His favourite two rivers were the Campbell and the Nimpkish both on Vancouver Island, British Columbia. But the Campbell was his favourite.
“The Campbell is the simpler river of the two, easier to know and understand for all those reasons. Nimpkish is more wonderful, more impressive, more beautiful; but Campbell – and not simply because I live within sight and sound of her – is the better of the two to love.”
Footnote: Tony Orman has been a trout fisherman for 76 years and a deerstalker for 70 years.
Doug Graham was a low-life windbag who would say anything to gratify those he wished to flannel. No surprises that he ended up being prosecuted for fraudulent business practices when he extracted his snout from the public trough and tried to enter the business community.
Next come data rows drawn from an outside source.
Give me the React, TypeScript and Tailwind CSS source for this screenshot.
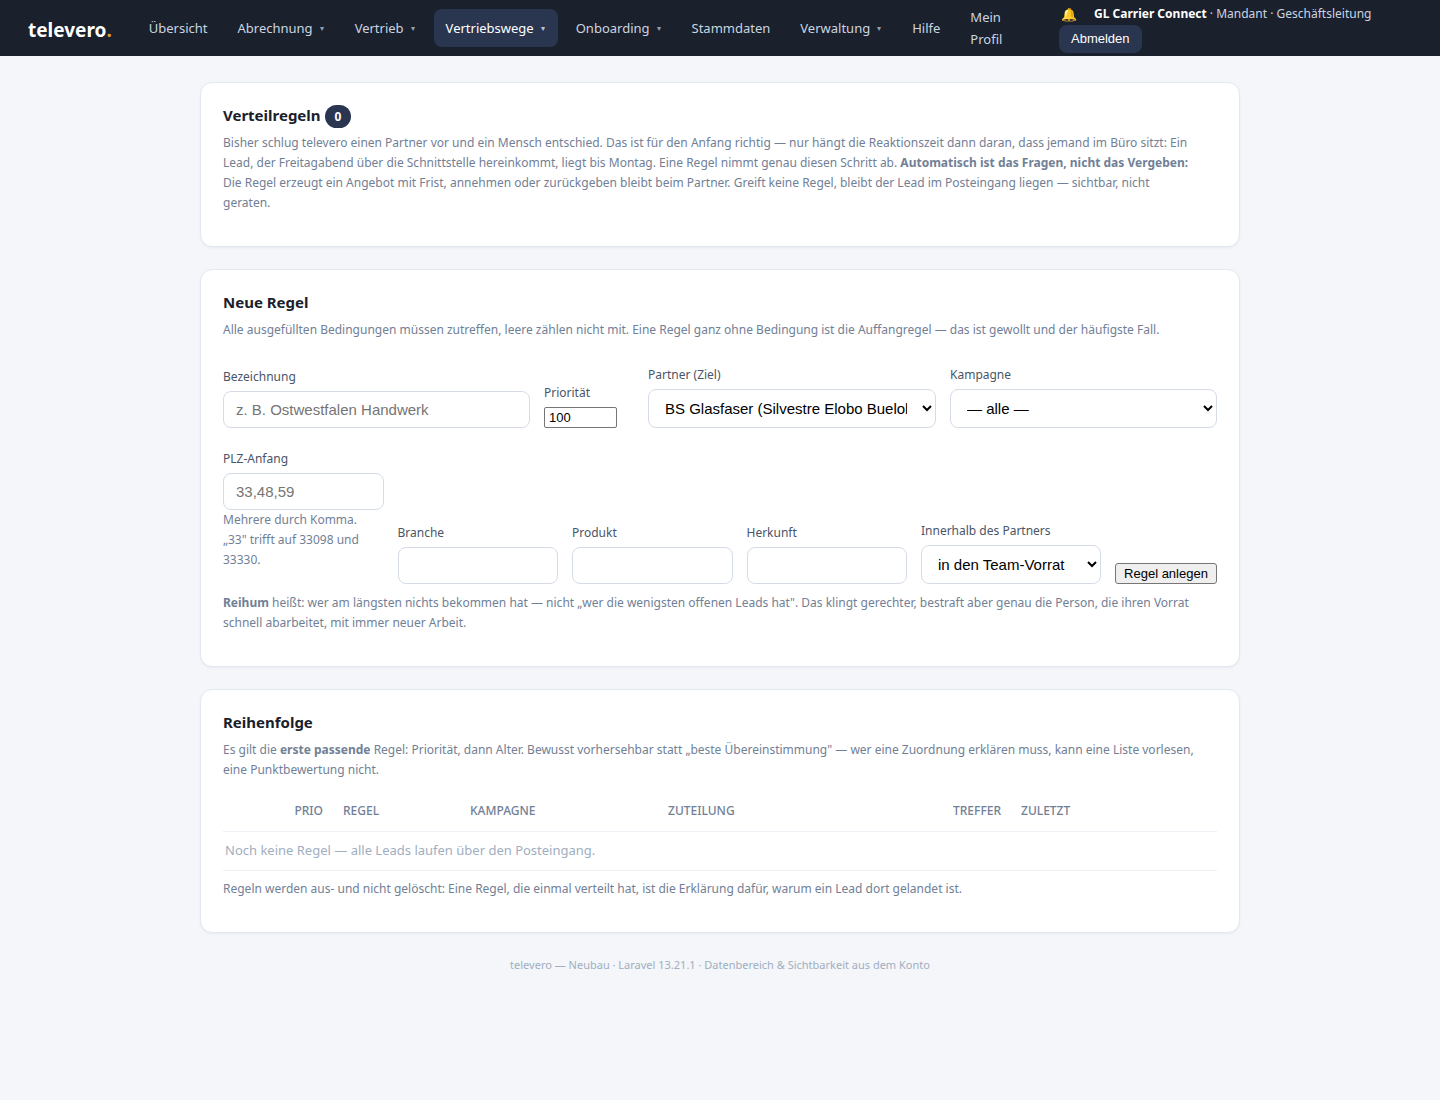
import React, { useState } from 'react';

interface NavItem {
  label: string;
  menu?: boolean;
  active?: boolean;
}

const navItems: NavItem[] = [
  { label: 'Übersicht' },
  { label: 'Abrechnung', menu: true },
  { label: 'Vertrieb', menu: true },
  { label: 'Vertriebswege', menu: true, active: true },
  { label: 'Onboarding', menu: true },
  { label: 'Stammdaten' },
  { label: 'Verwaltung', menu: true },
  { label: 'Hilfe' },
  { label: 'Mein Profil' },
];

const control = 'w-full border border-[#d5dbe7] rounded-lg bg-white font-["Liberation_Sans",Arial,sans-serif] text-[15px] text-black';
const textInput = `${control} h-[37px] px-3 placeholder:text-[#757575]`;
const selectInput = `${control} h-[39px] px-3`;

const Header: React.FC = () => (
  <header className="bg-[#1a202c] min-h-14 px-7 flex items-center text-[#cbd5e0]">
    <a href="#" className="text-[19px] leading-6 font-bold text-white mr-[25px] mt-1">
      televero<span className="text-[#d69e2e]">.</span>
    </a>
    <nav className="flex items-center gap-1.5 text-[13px] leading-[22px]">
      {navItems.map(item =>
        item.menu ? (
          <button
            key={item.label}
            className={`flex items-center gap-1.5 rounded-lg px-3 py-2 ${item.active ? 'bg-[#2a3550] text-white' : ''}`}
          >
            {item.label}
            <span className="w-1.5 text-[8px] opacity-70">▾</span>
          </button>
        ) : (
          <a key={item.label} href="#" className={`px-3 ${item.label === 'Mein Profil' ? 'w-16' : ''}`}>
            {item.label}
          </a>
        )
      )}
    </nav>
    <div className="ml-auto w-[353px] text-[12px] leading-5">
      <div className="flex items-center h-[22px]">
        <a href="#" aria-label="Benachrichtigungen" className="w-[35px] pl-0.5 text-[13px]">🔔</a>
        <span>
          <b className="text-white">GL Carrier Connect</b> · Mandant · Geschäftsleitung
        </span>
      </div>
      <button className='block h-7 px-3 rounded-lg bg-[#2a3550] text-white font-["Liberation_Sans",Arial,sans-serif] text-[13px]'>
        Abmelden
      </button>
    </div>
  </header>
);

const Card: React.FC<{ title: string; count?: number; children: React.ReactNode }> = ({ title, count, children }) => (
  <section className="bg-white border border-[#e2e8f0] rounded-xl px-[22px] pt-[22px] pb-[33px] shadow-[0_1px_2px_rgba(26,32,44,0.05)]">
    <h2 className="flex items-start gap-1 h-[23px] mb-[5px] text-[15px] leading-[21px] font-bold text-[#1a202c]">
      {title}
      {count !== undefined && (
        <span className="rounded-full bg-[#2a3550] text-white text-[12px] leading-[23px] px-2.5">{count}</span>
      )}
    </h2>
    {children}
  </section>
);

const Hint: React.FC<{ children: React.ReactNode }> = ({ children }) => (
  <p className="text-[12px] leading-5 text-[#718096]">{children}</p>
);

const Field: React.FC<{ id: string; label: string; children: React.ReactNode }> = ({ id, label, children }) => (
  <div className="min-w-0">
    <label htmlFor={id} className="block text-[12px] leading-5 mb-1 text-[#4a5568]">
      {label}
    </label>
    {children}
  </div>
);

const RuleForm: React.FC = () => {
  const [priority, setPriority] = useState('100');

  return (
    <form onSubmit={e => e.preventDefault()} className="mt-[25px] mb-[9px]">
      <div className="grid grid-cols-[307fr_90px_288fr_267fr] gap-3.5 items-end mb-[21px]">
        <Field id="name" label="Bezeichnung">
          <input id="name" type="text" placeholder="z. B. Ostwestfalen Handwerk" className={textInput} />
        </Field>
        <Field id="priority" label="Priorität">
          <input
            id="priority"
            type="number"
            value={priority}
            onChange={e => setPriority(e.target.value)}
            className='block w-[73px] h-[21px] px-1 border border-[#767676] rounded-xs bg-white text-black font-["Liberation_Sans",Arial,sans-serif] text-[13px]'
          />
        </Field>
        <Field id="partner" label="Partner (Ziel)">
          <select id="partner" className={selectInput}>
            <option>BS Glasfaser (Silvestre Elobo Buelobe)</option>
          </select>
        </Field>
        <Field id="campaign" label="Kampagne">
          <select id="campaign" className={selectInput}>
            <option>— alle —</option>
          </select>
        </Field>
      </div>

      <div className="grid grid-cols-[repeat(4,minmax(0,1fr))_180px_auto] gap-3.5 items-end">
        <div className="pb-3.5">
          <Field id="zip" label="PLZ-Anfang">
            <input id="zip" type="text" placeholder="33,48,59" className={textInput} />
          </Field>
          <Hint>Mehrere durch Komma. „33" trifft auf 33098 und 33330.</Hint>
        </div>
        <Field id="industry" label="Branche">
          <input id="industry" type="text" className={textInput} />
        </Field>
        <Field id="product" label="Produkt">
          <input id="product" type="text" className={textInput} />
        </Field>
        <Field id="origin" label="Herkunft">
          <input id="origin" type="text" className={textInput} />
        </Field>
        <Field id="within" label="Innerhalb des Partners">
          <select id="within" className={selectInput}>
            <option>in den Team-Vorrat</option>
          </select>
        </Field>
        <button
          type="submit"
          className='w-[102px] h-[21px] border border-[#767676] rounded-[3px] bg-[#efefef] text-black font-["Liberation_Sans",Arial,sans-serif] text-[13px] leading-4 whitespace-nowrap'
        >
          Regel anlegen
        </button>
      </div>
    </form>
  );
};

const RuleTable: React.FC = () => (
  <table className="w-full table-fixed mt-3 mb-2 border-collapse">
    <colgroup>
      <col className="w-[50px]" />
      <col className="w-[60px]" />
      <col className="w-[127px]" />
      <col className="w-[198px]" />
      <col className="w-[284px]" />
      <col className="w-[69px]" />
      <col />
    </colgroup>
    <thead>
      <tr className="h-[39px] border-b border-[#edf0f5] text-left text-[12px] text-[#718096] *:px-2.5 *:font-medium">
        <th></th>
        <th className="text-right">PRIO</th>
        <th>REGEL</th>
        <th>KAMPAGNE</th>
        <th>ZUTEILUNG</th>
        <th className="text-right">TREFFER</th>
        <th>ZULETZT</th>
      </tr>
    </thead>
    <tbody>
      <tr className="h-[39px] border-b border-[#edf0f5]">
        <td colSpan={7} className="px-0.5 text-[13px] text-[#a0aec0]">
          Noch keine Regel — alle Leads laufen über den Posteingang.
        </td>
      </tr>
    </tbody>
  </table>
);

const App: React.FC = () => (
  <div className='min-h-screen bg-[#f4f6fa] font-["Noto_Sans",sans-serif]'>
    <Header />

    <main className="max-w-[1040px] mx-auto pt-[26px] flex flex-col gap-[22px]">
      <Card title="Verteilregeln" count={0}>
        <div className="pr-6">
          <Hint>
            Bisher schlug televero einen Partner vor und ein Mensch entschied. Das ist für den Anfang richtig — nur
            hängt die Reaktionszeit dann daran, dass jemand im Büro sitzt: Ein Lead, der Freitagabend über die
            Schnittstelle hereinkommt, liegt bis Montag. Eine Regel nimmt genau diesen Schritt ab.{' '}
            <b>Automatisch ist das Fragen, nicht das Vergeben:</b> Die Regel erzeugt ein Angebot mit Frist, annehmen
            oder zurückgeben bleibt beim Partner. Greift keine Regel, bleibt der Lead im Posteingang liegen — sichtbar,
            nicht geraten.
          </Hint>
        </div>
      </Card>

      <Card title="Neue Regel">
        <Hint>
          Alle ausgefüllten Bedingungen müssen zutreffen, leere zählen nicht mit. Eine Regel ganz ohne Bedingung ist die
          Auffangregel — das ist gewollt und der häufigste Fall.
        </Hint>
        <RuleForm />
        <Hint>
          <b>Reihum</b> heißt: wer am längsten nichts bekommen hat — nicht „wer die wenigsten offenen Leads hat". Das
          klingt gerechter, bestraft aber genau die Person, die ihren Vorrat schnell abarbeitet, mit immer neuer Arbeit.
        </Hint>
      </Card>

      <Card title="Reihenfolge">
        <Hint>
          Es gilt die <b>erste passende</b> Regel: Priorität, dann Alter. Bewusst vorhersehbar statt „beste
          Übereinstimmung" — wer eine Zuordnung erklären muss, kann eine Liste vorlesen, eine Punktbewertung nicht.
        </Hint>
        <RuleTable />
        <Hint>
          Regeln werden aus- und nicht gelöscht: Eine Regel, die einmal verteilt hat, ist die Erklärung dafür, warum ein
          Lead dort gelandet ist.
        </Hint>
      </Card>
    </main>

    <footer className="py-[22px] text-center text-[11px] leading-5 text-[#a0aec0]">
      televero — Neubau · Laravel 13.21.1 · Datenbereich &amp; Sichtbarkeit aus dem Konto
    </footer>
  </div>
);

export default App;
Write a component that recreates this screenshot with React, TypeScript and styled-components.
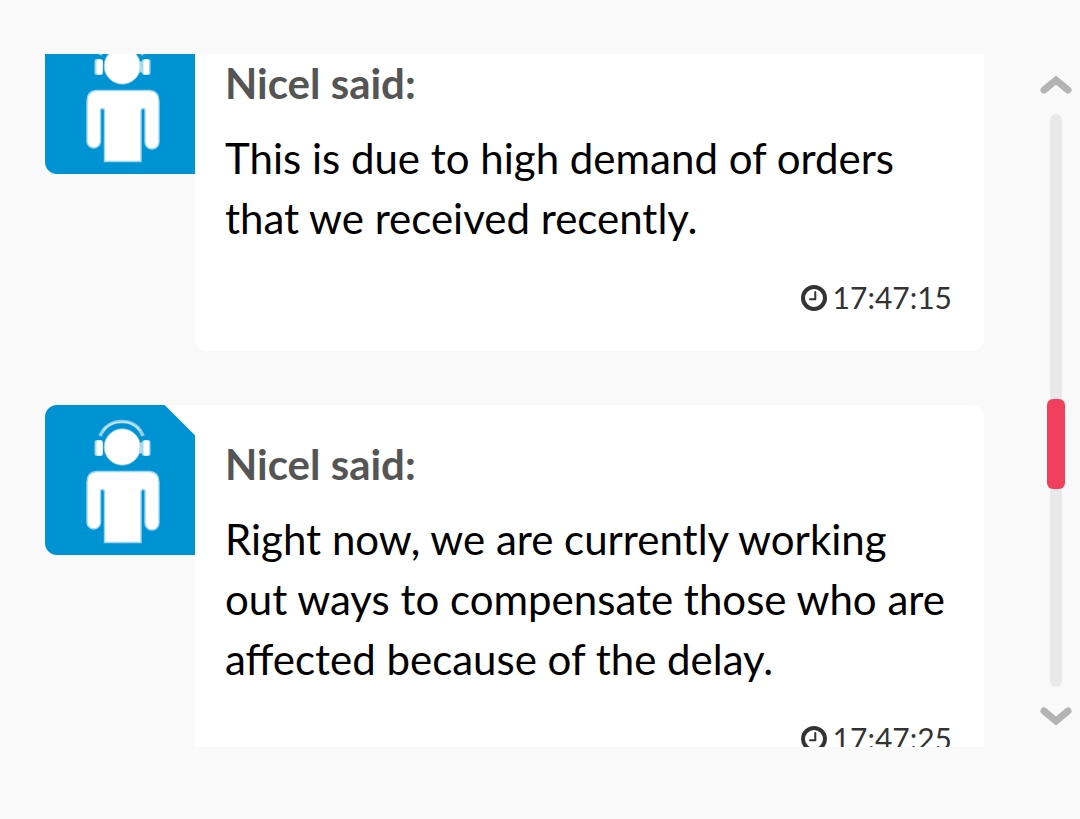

What is it about has-been (or never-were) politicians that they have to make statements when they have nothing meaningful to say?
Someone who did have something meaningful to say once observed that the best thing about fishing was the wonderful places you got to see. Is that feeling limited to particular racial groups? I hardly think so.
I followed and participated in Doug Graham’s role in giving away part of the Greenstone River to Ngai Tahu, despite the fact that the Waitangi Tribunal ruled Ngai Tahu had no historic claim to the Greenstone. Now their helicopter company has built expensive accommodation on the river and has monopolised helicopter access. This is against the grain of the egalitarian, sustainable ethos of our angling culture. Whether you’re mostly Maori or Pakeha or Other, as I am, I’m reminded of what the character Alisdair Stewart, played by Sam Neill, said of native land claims in “The Piano.” “They don’t burn it, clear it, or farm it, how can they say the land is theirs?” We all came from Africa about 3.5 million years ago. There is no such thing as race.
Who can claim to be Tangata Whenua?
Not urban activists or government ‘scientists’ who never leave the office to hunt or fish. And not government ‘scientists’ who rely on models and never leave the office. Today’s Tangata Whenua are the anglers and hunters and conservationists who see up close what laissez-faire Neo-Liberalism has done to the finest rivers on Earth.